Wherever "index" appears in a line, copy that line.

- [Source data]:
———
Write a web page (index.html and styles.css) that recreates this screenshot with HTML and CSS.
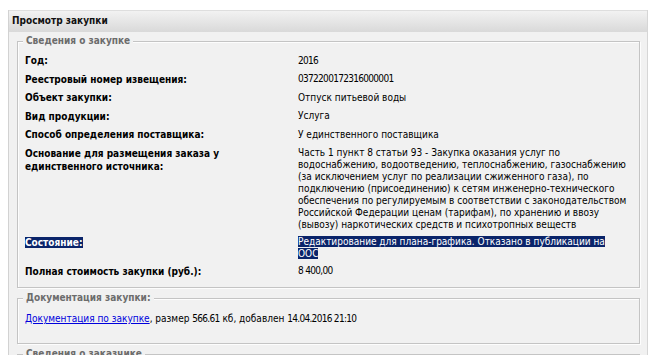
FILE: index.html
```html
<!DOCTYPE html>
<html lang="ru">
<head>
<meta charset="utf-8">
<title>Просмотр закупки</title>
<link rel="stylesheet" href="styles.css">
</head>
<body>
<div class="panel">
  <div class="panel-head">Просмотр закупки</div>
  <div class="panel-body">
    <fieldset class="box box-main">
      <legend>Сведения о закупке</legend>
      <div class="grid">
        <div class="lbl">Год:</div>
        <div class="val"><span class="num">2016</span></div>
        <div class="lbl">Реестровый номер извещения:</div>
        <div class="val"><span class="num">0372200172316000001</span></div>
        <div class="lbl">Объект закупки:</div>
        <div class="val">Отпуск питьевой воды</div>
        <div class="lbl">Вид продукции:</div>
        <div class="val">Услуга</div>
        <div class="lbl">Способ определения поставщика:</div>
        <div class="val">У единственного поставщика</div>
        <div class="lbl">Основание для размещения заказа у<br>единственного источника:</div>
        <div class="val">Часть 1 пункт 8 статьи 93 - Закупка оказания услуг по<br>водоснабжению, водоотведению, теплоснабжению, газоснабжению<br>(за исключением услуг по реализации сжиженного газа), по<br>подключению (присоединению) к сетям инженерно-технического<br>обеспечения по регулируемым в соответствии с законодательством<br>Российской Федерации ценам (тарифам), по хранению и ввозу<br>(вывозу) наркотических средств и психотропных веществ</div>
        <div class="lbl"><span class="sel">Состояние:</span></div>
        <div class="val"><span class="sel">Редактирование для плана-графика. Отказано в публикации на<br>ООС</span></div>
        <div class="lbl">Полная стоимость закупки (руб.):</div>
        <div class="val"><span class="num">8 400,00</span></div>
      </div>
    </fieldset>
    <fieldset class="box box-doc">
      <legend>Документация закупки:</legend>
      <div class="doc"><a href="#" class="link">Документация по закупке</a>, размер <span class="num">566.61</span> кб, добавлен <span class="num">14.04.2016 21:10</span></div>
    </fieldset>
    <fieldset class="box box-cust">
      <legend>Сведения о заказчике</legend>
      <div class="doc">&nbsp;</div>
    </fieldset>
  </div>
</div>
</body>
</html>
```

FILE: styles.css
```css
html, body {
  margin: 0;
  padding: 0;
  background: #ffffff;
  overflow: hidden;
}
body {
  font-family: "DejaVu Sans Condensed", "DejaVu Sans", sans-serif;
  font-size: 10px;
  color: #000;
}
.panel {
  margin: 10px 0 0 8px;
  width: 638px;
  border-left: 1px solid #d2d2d2;
  border-right: 1px solid #d6d6d6;
  background: #f1f1f1;
  height: 400px;
}
.panel-head {
  height: 21px;
  line-height: 19px;
  padding-left: 3px;
  font-weight: bold;
  color: #111;
  border-top: 1px solid #dedede;
  background: linear-gradient(#f2f2f2, #d9d9d9);
}
.panel-body {
  padding: 2px 7px 0 8px;
  display: flex;
  flex-direction: column;
  gap: 3px;
}
.box {
  margin: 0;
  min-width: 0;
  padding: 3px 0 7px 7px;
  border: 1px solid #c4c4c4;
  box-shadow: inset 1px 1px 0 #fdfdfd, 1px 1px 0 #fdfdfd;
}
.box legend {
  margin-left: -2px;
  padding: 0 3px;
  line-height: 14px;
  font-weight: bold;
  color: #6c6c6c;
  background: #f1f1f1;
}
.box-doc {
  padding-top: 0;
  padding-bottom: 17px;
}
.box-cust {
  padding-top: 0;
}
.grid {
  display: grid;
  grid-template-columns: 273px 1fr;
}
.lbl {
  font-weight: bold;
  line-height: 13px;
  padding: 3px 0 2.5px 0;
}
.val {
  line-height: 12px;
  padding: 3.5px 0 1.5px 0;
  white-space: nowrap;
}
.num {
  letter-spacing: -0.7px;
}
.sel {
  background: #0a246a;
  color: #fff;
}
.doc {
  padding-top: 7px;
  line-height: 14px;
}
.link {
  color: #0000dd;
  text-decoration: underline;
}
```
———
- [Response to this exercise]:
Write a web page (index.html and styles.css) that recreates this screenshot with HTML and CSS.
FILE: index.html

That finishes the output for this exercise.